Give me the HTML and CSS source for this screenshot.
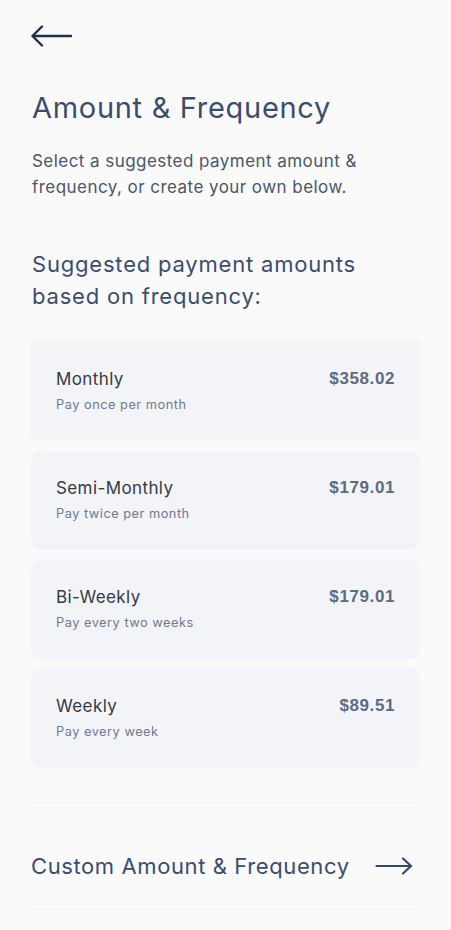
FILE: index.html
```html
<!DOCTYPE html>
<html lang="en">
<head>
<meta charset="utf-8">
<title>Amount &amp; Frequency</title>
<link rel="stylesheet" href="styles.css">
</head>
<body>
<main class="page">
  <button class="back" aria-label="Back">
    <svg width="42" height="22" viewBox="0 0 42 22" fill="none" stroke="#1d2f4c" stroke-width="2.4" stroke-linecap="round" stroke-linejoin="round">
      <path d="M40 11H2"/>
      <path d="M11 1.5L1.5 11L11 20.5"/>
    </svg>
  </button>

  <h1 class="title">Amount &amp; Frequency</h1>
  <p class="lead">Select a suggested payment amount &amp; frequency, or create your own below.</p>

  <h2 class="subtitle">Suggested payment amounts based on frequency:</h2>

  <ul class="options">
    <li class="option option-first">
      <div class="option-text">
        <span class="option-name">Monthly</span>
        <span class="option-desc">Pay once per month</span>
      </div>
      <span class="option-amount">$358.02</span>
    </li>
    <li class="option">
      <div class="option-text">
        <span class="option-name">Semi-Monthly</span>
        <span class="option-desc">Pay twice per month</span>
      </div>
      <span class="option-amount">$179.01</span>
    </li>
    <li class="option">
      <div class="option-text">
        <span class="option-name">Bi-Weekly</span>
        <span class="option-desc">Pay every two weeks</span>
      </div>
      <span class="option-amount">$179.01</span>
    </li>
    <li class="option">
      <div class="option-text">
        <span class="option-name">Weekly</span>
        <span class="option-desc">Pay every week</span>
      </div>
      <span class="option-amount">$89.51</span>
    </li>
  </ul>

  <a class="custom" href="#">
    <span>Custom Amount &amp; Frequency</span>
    <svg width="38" height="18" viewBox="0 0 38 18" fill="none" stroke="#34496b" stroke-width="2.2" stroke-linecap="round" stroke-linejoin="round">
      <path d="M1.5 9H36"/>
      <path d="M28 1.5L36 9L28 16.5"/>
    </svg>
  </a>
</main>
</body>
</html>
```
FILE: styles.css
```css
* { box-sizing: border-box; }
html, body {
  margin: 0;
  padding: 0;
  background: #fafafb;
}
body {
  font-family: "Inter", "Noto Sans", sans-serif;
  color: #3b4d6b;
}
.page {
  width: 451px;
  min-height: 930px;
  padding: 25px 31px 0 31px;
  display: flex;
  flex-direction: column;
}
.back {
  align-self: flex-start;
  border: 0;
  background: none;
  padding: 0;
  margin: 0;
  height: 22px;
  display: flex;
  cursor: pointer;
}
.title {
  margin: 43px 0 0 1px;
  font-size: 29px;
  font-weight: 400;
  line-height: 36px;
  letter-spacing: 0.7px;
  color: #3a4d6c;
}
.lead {
  margin: 22px 0 0 1px;
  font-size: 17px;
  line-height: 26px;
  color: #4c5568;
  letter-spacing: 0.45px;
}
.subtitle {
  margin: 48px 0 0 1px;
  font-size: 22px;
  font-weight: 400;
  line-height: 32px;
  letter-spacing: 0.8px;
  color: #3a4d6c;
}
.options {
  list-style: none;
  margin: 29px 0 0 0;
  padding: 0;
  display: flex;
  flex-direction: column;
  gap: 10px;
}
.option {
  height: 99px;
  background: #f3f4f7;
  border-radius: 10px;
  padding: 26px 25px 0 25px;
  display: flex;
  justify-content: space-between;
  align-items: flex-start;
}
.option-first {
  height: 100px;
  border-radius: 3px;
  padding-top: 27px;
}
.option-text {
  display: flex;
  flex-direction: column;
}
.option-name {
  font-size: 17px;
  line-height: 22px;
  letter-spacing: 0.4px;
  color: #343a44;
}
.option-desc {
  margin-top: 6px;
  font-size: 12.8px;
  line-height: 18px;
  letter-spacing: 0.5px;
  color: #6d7a90;
}
.option-amount {
  font-family: "Liberation Sans", Arial, sans-serif;
  font-weight: 700;
  font-size: 17px;
  line-height: 22px;
  color: #5d6b81;
  letter-spacing: 0.6px;
}
.custom {
  margin-top: 34px;
  height: 108px;
  border-top: 1px solid #eeeff2;
  border-bottom: 1px solid #eeeff2;
  display: flex;
  align-items: center;
  justify-content: space-between;
  padding: 20px 7px 0 0;
  text-decoration: none;
  font-size: 22px;
  letter-spacing: 0.6px;
  color: #3a4d6c;
}
```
****************
> _Required work_
Copy the whole listing above word for word but do not carry over the pictures.

> _Exercise solution_
Give me the HTML and CSS source for this screenshot.
FILE: index.html
```html
<!DOCTYPE html>
<html lang="en">
<head>
<meta charset="utf-8">
<title>Amount &amp; Frequency</title>
<link rel="stylesheet" href="styles.css">
</head>
<body>
<main class="page">
  <button class="back" aria-label="Back">
    <svg width="42" height="22" viewBox="0 0 42 22" fill="none" stroke="#1d2f4c" stroke-width="2.4" stroke-linecap="round" stroke-linejoin="round">
      <path d="M40 11H2"/>
      <path d="M11 1.5L1.5 11L11 20.5"/>
    </svg>
  </button>

  <h1 class="title">Amount &amp; Frequency</h1>
  <p class="lead">Select a suggested payment amount &amp; frequency, or create your own below.</p>

  <h2 class="subtitle">Suggested payment amounts based on frequency:</h2>

  <ul class="options">
    <li class="option option-first">
      <div class="option-text">
        <span class="option-name">Monthly</span>
        <span class="option-desc">Pay once per month</span>
      </div>
      <span class="option-amount">$358.02</span>
    </li>
    <li class="option">
      <div class="option-text">
        <span class="option-name">Semi-Monthly</span>
        <span class="option-desc">Pay twice per month</span>
      </div>
      <span class="option-amount">$179.01</span>
    </li>
    <li class="option">
      <div class="option-text">
        <span class="option-name">Bi-Weekly</span>
        <span class="option-desc">Pay every two weeks</span>
      </div>
      <span class="option-amount">$179.01</span>
    </li>
    <li class="option">
      <div class="option-text">
        <span class="option-name">Weekly</span>
        <span class="option-desc">Pay every week</span>
      </div>
      <span class="option-amount">$89.51</span>
    </li>
  </ul>

  <a class="custom" href="#">
    <span>Custom Amount &amp; Frequency</span>
    <svg width="38" height="18" viewBox="0 0 38 18" fill="none" stroke="#34496b" stroke-width="2.2" stroke-linecap="round" stroke-linejoin="round">
      <path d="M1.5 9H36"/>
      <path d="M28 1.5L36 9L28 16.5"/>
    </svg>
  </a>
</main>
</body>
</html>
```
FILE: styles.css
```css
* { box-sizing: border-box; }
html, body {
  margin: 0;
  padding: 0;
  background: #fafafb;
}
body {
  font-family: "Inter", "Noto Sans", sans-serif;
  color: #3b4d6b;
}
.page {
  width: 451px;
  min-height: 930px;
  padding: 25px 31px 0 31px;
  display: flex;
  flex-direction: column;
}
.back {
  align-self: flex-start;
  border: 0;
  background: none;
  padding: 0;
  margin: 0;
  height: 22px;
  display: flex;
  cursor: pointer;
}
.title {
  margin: 43px 0 0 1px;
  font-size: 29px;
  font-weight: 400;
  line-height: 36px;
  letter-spacing: 0.7px;
  color: #3a4d6c;
}
.lead {
  margin: 22px 0 0 1px;
  font-size: 17px;
  line-height: 26px;
  color: #4c5568;
  letter-spacing: 0.45px;
}
.subtitle {
  margin: 48px 0 0 1px;
  font-size: 22px;
  font-weight: 400;
  line-height: 32px;
  letter-spacing: 0.8px;
  color: #3a4d6c;
}
.options {
  list-style: none;
  margin: 29px 0 0 0;
  padding: 0;
  display: flex;
  flex-direction: column;
  gap: 10px;
}
.option {
  height: 99px;
  background: #f3f4f7;
  border-radius: 10px;
  padding: 26px 25px 0 25px;
  display: flex;
  justify-content: space-between;
  align-items: flex-start;
}
.option-first {
  height: 100px;
  border-radius: 3px;
  padding-top: 27px;
}
.option-text {
  display: flex;
  flex-direction: column;
}
.option-name {
  font-size: 17px;
  line-height: 22px;
  letter-spacing: 0.4px;
  color: #343a44;
}
.option-desc {
  margin-top: 6px;
  font-size: 12.8px;
  line-height: 18px;
  letter-spacing: 0.5px;
  color: #6d7a90;
}
.option-amount {
  font-family: "Liberation Sans", Arial, sans-serif;
  font-weight: 700;
  font-size: 17px;
  line-height: 22px;
  color: #5d6b81;
  letter-spacing: 0.6px;
}
.custom {
  margin-top: 34px;
  height: 108px;
  border-top: 1px solid #eeeff2;
  border-bottom: 1px solid #eeeff2;
  display: flex;
  align-items: center;
  justify-content: space-between;
  padding: 20px 7px 0 0;
  text-decoration: none;
  font-size: 22px;
  letter-spacing: 0.6px;
  color: #3a4d6c;
}
```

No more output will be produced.